▶ [Task to carry out]
Pick out each line containing the string "this" and copy it.

## BEGIN Collected material

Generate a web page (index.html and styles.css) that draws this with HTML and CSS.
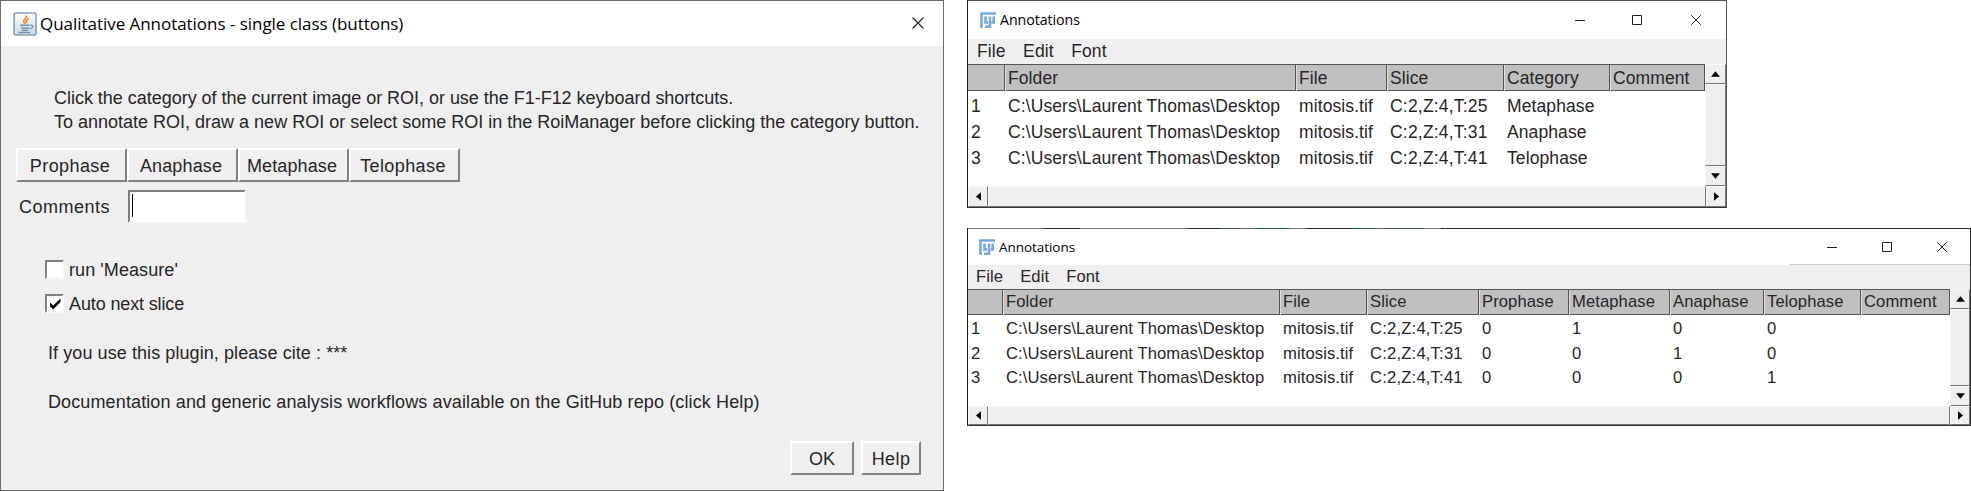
FILE: index.html
```html
<!DOCTYPE html>
<html lang="en">
<head>
<meta charset="utf-8">
<title>Qualitative Annotations</title>
<link rel="stylesheet" href="styles.css">
</head>
<body>
<main class="desktop">
  <section class="dialog">
    <header class="dialog-title">
      <svg class="java" viewBox="0 0 24 24">
        <defs><linearGradient id="jg" x1="0" y1="0" x2="0" y2="1"><stop offset="0" stop-color="#fdfdfd"/><stop offset="1" stop-color="#cddbe6"/></linearGradient></defs>
        <rect x="1" y="1" width="22" height="22" rx="1.5" fill="url(#jg)" stroke="#86a0b6" stroke-width="1.600"/>
        <path d="M13.500 3.500c1 3-4.500 4-2.500 7l1.500 1.500M16 6.500c-3 1.500-3.500 2.500-2 4.500" fill="none" stroke="#f0892e" stroke-width="1.700"/>
        <path d="M7 13.300h9.500M8 16h8M9 18.200h6M5.500 20.500h12M17 13.300c4-1 3.500 3-.5 3.500" fill="none" stroke="#6f95b3" stroke-width="1.400"/>
      </svg>
      <h1>Qualitative Annotations - single class (buttons)</h1>
      <svg class="close" viewBox="0 0 12 12"><path d="M.5.5l11 11M11.500.5l-11 11"/></svg>
    </header>
    <div class="dialog-body">
      <div class="intro">
        <p class="intro-keys">Click the category of the current image or ROI, or use the F1-F12 keyboard shortcuts.</p>
        <p class="intro-roi">To annotate ROI, draw a new ROI or select some ROI in the RoiManager before clicking the category button.</p>
      </div>
      <div class="classes">
        <button class="btn wide">Prophase</button><button class="btn">Anaphase</button><button class="btn">Metaphase</button><button class="btn wide">Telophase</button>
      </div>
      <div class="comment-row"><label>Comments</label><div class="field"><i class="caret"></i></div></div>
      <div class="checks">
        <div class="check"><i class="box"></i><span>run 'Measure'</span></div>
        <div class="check"><i class="box"><svg viewBox="0 0 12 12"><path d="M1 4.500v3.700L4.200 11.500 11.500 4V.5L4.200 7.500z"/></svg></i><span class="tight">Auto next slice</span></div>
      </div>
      <p class="note cite">If you use this plugin, please cite : ***</p>
      <p class="note docs">Documentation and generic analysis workflows available on the GitHub repo (click Help)</p>
      <div class="actions"><button class="btn ok">OK</button><button class="btn help">Help</button></div>
    </div>
  </section>
  <div class="tables">
    <section class="win first">
      <header class="win-title"><svg class="fiji" viewBox="0 0 16 16"><path d="M1.500 16V1.500H16M5.500 4.500v6h2.500M5 14.700h5V4.500M13.700 4.500v6h-2"/></svg><h2>Annotations</h2>
        <svg class="ctl min" viewBox="0 0 10 10"><path d="M0 5.500h10"/></svg><svg class="ctl max" viewBox="0 0 10 10"><path d="M.5.5h9v9h-9z"/></svg><svg class="ctl x" viewBox="0 0 10 10"><path d="M.2.2l9.600 9.600M9.800.2L.2 9.800"/></svg></header>
      <nav class="menu"><span>File</span><span>Edit</span><span>Font</span></nav>
      <div class="pane">
        <div class="grid">
          <div class="row head"><b></b><b>Folder</b><b>File</b><b>Slice</b><b>Category</b><b>Comment</b></div>
          <div class="row"><span>1</span><span>C:\Users\Laurent Thomas\Desktop</span><span>mitosis.tif</span><span class="slice">C:2,Z:4,T:25</span><span>Metaphase</span></div>
          <div class="row"><span>2</span><span>C:\Users\Laurent Thomas\Desktop</span><span>mitosis.tif</span><span class="slice">C:2,Z:4,T:31</span><span>Anaphase</span></div>
          <div class="row"><span>3</span><span>C:\Users\Laurent Thomas\Desktop</span><span>mitosis.tif</span><span class="slice">C:2,Z:4,T:41</span><span>Telophase</span></div>
        </div>
        <div class="vbar"><i class="raised cell"><svg viewBox="0 0 10 6"><path d="M0 6L5 0l5 6z"/></svg></i><i class="raised thumb"></i><i class="raised cell"><svg viewBox="0 0 10 6"><path d="M0 0l5 6 5-6z"/></svg></i></div>
      </div>
      <div class="hbar"><i class="raised cell"><svg class="side" viewBox="0 0 6 10"><path d="M6 0L0 5l6 5z"/></svg></i><i class="raised thumb"></i><i class="raised cell"><svg class="side" viewBox="0 0 6 10"><path d="M0 0l6 5-6 5z"/></svg></i></div>
    </section>
    <section class="win second">
      <header class="win-title"><svg class="fiji" viewBox="0 0 16 16"><path d="M1.500 16V1.500H16M5.500 4.500v6h2.500M5 14.700h5V4.500M13.700 4.500v6h-2"/></svg><h2>Annotations</h2>
        <svg class="ctl min" viewBox="0 0 10 10"><path d="M0 5.500h10"/></svg><svg class="ctl max" viewBox="0 0 10 10"><path d="M.5.5h9v9h-9z"/></svg><svg class="ctl x" viewBox="0 0 10 10"><path d="M.2.2l9.600 9.600M9.800.2L.2 9.800"/></svg></header>
      <nav class="menu"><span>File</span><span>Edit</span><span>Font</span></nav>
      <div class="pane">
        <div class="grid">
          <div class="row head"><b></b><b>Folder</b><b>File</b><b>Slice</b><b>Prophase</b><b>Metaphase</b><b>Anaphase</b><b>Telophase</b><b>Comment</b></div>
          <div class="row"><span>1</span><span>C:\Users\Laurent Thomas\Desktop</span><span>mitosis.tif</span><span class="slice">C:2,Z:4,T:25</span><span>0</span><span>1</span><span>0</span><span>0</span></div>
          <div class="row"><span>2</span><span>C:\Users\Laurent Thomas\Desktop</span><span>mitosis.tif</span><span class="slice">C:2,Z:4,T:31</span><span>0</span><span>0</span><span>1</span><span>0</span></div>
          <div class="row"><span>3</span><span>C:\Users\Laurent Thomas\Desktop</span><span>mitosis.tif</span><span class="slice">C:2,Z:4,T:41</span><span>0</span><span>0</span><span>0</span><span>1</span></div>
        </div>
        <div class="vbar"><i class="raised cell"><svg viewBox="0 0 10 6"><path d="M0 6L5 0l5 6z"/></svg></i><i class="raised thumb"></i><i class="raised cell"><svg viewBox="0 0 10 6"><path d="M0 0l5 6 5-6z"/></svg></i></div>
      </div>
      <div class="hbar"><i class="raised cell"><svg class="side" viewBox="0 0 6 10"><path d="M6 0L0 5l6 5z"/></svg></i><i class="raised thumb"></i><i class="raised cell"><svg class="side" viewBox="0 0 6 10"><path d="M0 0l6 5-6 5z"/></svg></i></div>
    </section>
  </div>
</main>
</body>
</html>
```
FILE: styles.css
```css
* { box-sizing: border-box; }
body {
  margin: 0;
  background: #fff;
  color: #262626;
  font: 18px "Liberation Sans", Arial, sans-serif;
}
h1, h2, p { margin: 0; font-weight: normal; }
svg { display: block; flex: none; }
i { font-style: normal; }

.desktop { display: flex; gap: 23px; width: 1971px; height: 491px; overflow: hidden; }

/* Dialog */
.dialog { width: 944px; height: 491px; flex: none; border: 1px solid #6a6a6a; background: #efefef; }
.dialog-title { display: flex; align-items: center; height: 45px; padding: 0 19px 0 12px; background: #fff; color: #000; }
.java { width: 24px; height: 24px; margin-right: 3px; }
.dialog-title h1 { font: 17px/24px "Open Sans", "Noto Sans", sans-serif; letter-spacing: -0.04px; white-space: nowrap; }
.close { width: 12px; height: 12px; margin: 0 0 1px auto; fill: none; stroke: #222; stroke-width: 1.1; }
.dialog-body { padding: 41px 0 0 15px; }
.intro { padding-left: 38px; line-height: 23.5px; white-space: nowrap; }
.intro-keys { letter-spacing: -0.025px; }
.intro-roi { letter-spacing: 0; }
.classes { display: flex; margin-top: 14px; }
.btn {
  width: 111px; height: 34px; padding: 2px 3px 0 0; font: inherit; color: inherit; letter-spacing: 0.12px; background: #efefef;
  border: 2px solid; border-color: #fff #828282 #828282 #fff; border-radius: 0; white-space: nowrap;
}
.wide { letter-spacing: 0.4px; }
.comment-row { display: flex; align-items: center; height: 33px; margin-top: 8px; padding-left: 3px; }
.comment-row label { width: 109px; letter-spacing: 0.5px; padding-top: 2px; }
.field { width: 118px; height: 33px; padding: 2px; background: #fff; border: 2px solid; border-color: #808080 #fafafa #fafafa #808080; }
.caret { display: block; width: 1px; height: 23px; background: #000; }
.checks { display: flex; flex-direction: column; gap: 15px; margin-top: 37px; padding-left: 29px; }
.check { display: flex; align-items: center; gap: 5px; height: 19px; letter-spacing: 0.08px; }
.check span { padding-top: 2px; }
.check .tight { letter-spacing: -0.13px; }
.box { display: flex; align-items: center; justify-content: center; width: 19px; height: 19px; background: #fff; border: 2px solid; border-color: #828282 #f8f8f8 #f8f8f8 #828282; }
.box svg { width: 12px; height: 12px; }
.note { height: 24px; margin: 28px 0 0 32px; line-height: 24px; white-space: nowrap; }
.note + .note { margin-top: 25px; }
.cite { letter-spacing: 0.08px; }
.docs { letter-spacing: 0.12px; }
.actions { display: flex; gap: 7px; margin: 27px 0 0 774px; }
.ok { width: 64px; padding-right: 0; }
.help { width: 60px; padding-right: 0; letter-spacing: 0.4px; }

/* Result tables */
.tables { display: flex; flex-direction: column; gap: 20px; flex: 1; }
.win { display: flex; flex-direction: column; flex: none; background: #fff; border: 1px solid #555; border-bottom-color: #333; border-left-color: #222; }
.win-title { display: flex; align-items: center; flex: none; color: #000; }
.fiji { width: 16px; height: 16px; margin-right: 4px; fill: none; stroke: #74a9e0; stroke-width: 2.6; }
.win-title h2 { font: 14.200px/20px "Open Sans", "Noto Sans", sans-serif; letter-spacing: -0.05px; }
.ctl { width: 10px; height: 10px; fill: none; stroke: #222; }
.min { margin-left: auto; }
.menu { display: flex; flex: none; background: #efefef; letter-spacing: 0.1px; }
.pane { display: flex; flex: none; }
.grid { flex: 1; }
.row { display: grid; white-space: nowrap; letter-spacing: 0.1px; }
.row > * { padding-left: 4px; }
.row > :first-child { padding-left: 3px; }
.row > .slice { letter-spacing: 0.2px; }
.head { margin-bottom: 2px; background: #c0c0c0; border: solid #555; border-width: 1px 1px 1px 0; }
.head b { padding-left: 3px; font-weight: normal; border-left: 1px solid #555; box-shadow: inset 1px 0 #ddd; }
.head b:first-child { border: 0; box-shadow: none; }
.vbar { display: flex; flex-direction: column; width: 21px; flex: none; background: #efefef; }
.hbar { display: flex; flex: none; background: #efefef; }
.raised { display: flex; align-items: center; justify-content: center; background: #efefef; border: 1px solid; border-color: #f8f8f8 #777 #777 #f8f8f8; }
.thumb { flex: 1; }
.vbar .cell { height: 20px; }
.vbar svg { width: 9px; height: 6px; }
.hbar .cell { width: 20px; }
.side { width: 5px; height: 9px; }

.first { width: 760px; height: 208px; font-size: 17.500px; }
.first .win-title { height: 38px; padding: 6px 25px 6px 12px; }
.first .win-title .ctl { margin-bottom: 1px; }
.first .max { margin: 0 49px 0 47px; }
.first .menu { height: 25px; gap: 17.500px; padding-left: 9px; line-height: 25px; }
.first .pane { height: 122px; }
.first .row { grid-template-columns: 36px 291px 91px 117px 106px 1fr; line-height: 26.200px; }
.first .head { height: 27px; line-height: 26px; margin-bottom: 2px; }
.first .hbar { height: 21px; }

/* The desktop behind shows through the top edge of this window */
.second {
  width: 1004px; height: 198px; padding-top: 1px; font-size: 16.600px;
  border-top: 0; border-right-color: #2b2b2b;
  background: linear-gradient(90deg, #777 76px, #2b2b2b 76px 112px, #777 112px 220px, #2b2b2b 220px 252px, #22604f 252px 268px, #666 268px 286px, #22604f 286px 321px, #777 321px 338px, #2b2b2b 338px 386px, #22604f 386px 404px, #666 404px 420px, #22604f 420px 456px, #777 456px 473px, #2b2b2b 473px) 0 0 / 100% 1px no-repeat #fff;
}
.second .win-title { height: 36px; padding: 0 23px 0 11px; background: linear-gradient(#ccc, #ccc) right bottom / 181px 1px no-repeat; }
.second .win-title h2 { font-size: 13.500px; }
.second .max { margin: 0 45px; }
.second .menu { height: 24px; gap: 17px; padding-left: 8px; line-height: 24px; }
.second .pane { height: 117px; }
.second .row { grid-template-columns: 34px 277px 87px 112px 90px 101px 94px 97px 1fr; line-height: 24.700px; }
.second .head { height: 26px; }
.second .vbar { width: 20px; }
.second .hbar { height: 19px; }
```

## END Collected material

▶ [Solution below]
Generate a web page (index.html and styles.css) that draws this with HTML and CSS.
      <p class="note cite">If you use this plugin, please cite : ***</p>
/* The desktop behind shows through the top edge of this window */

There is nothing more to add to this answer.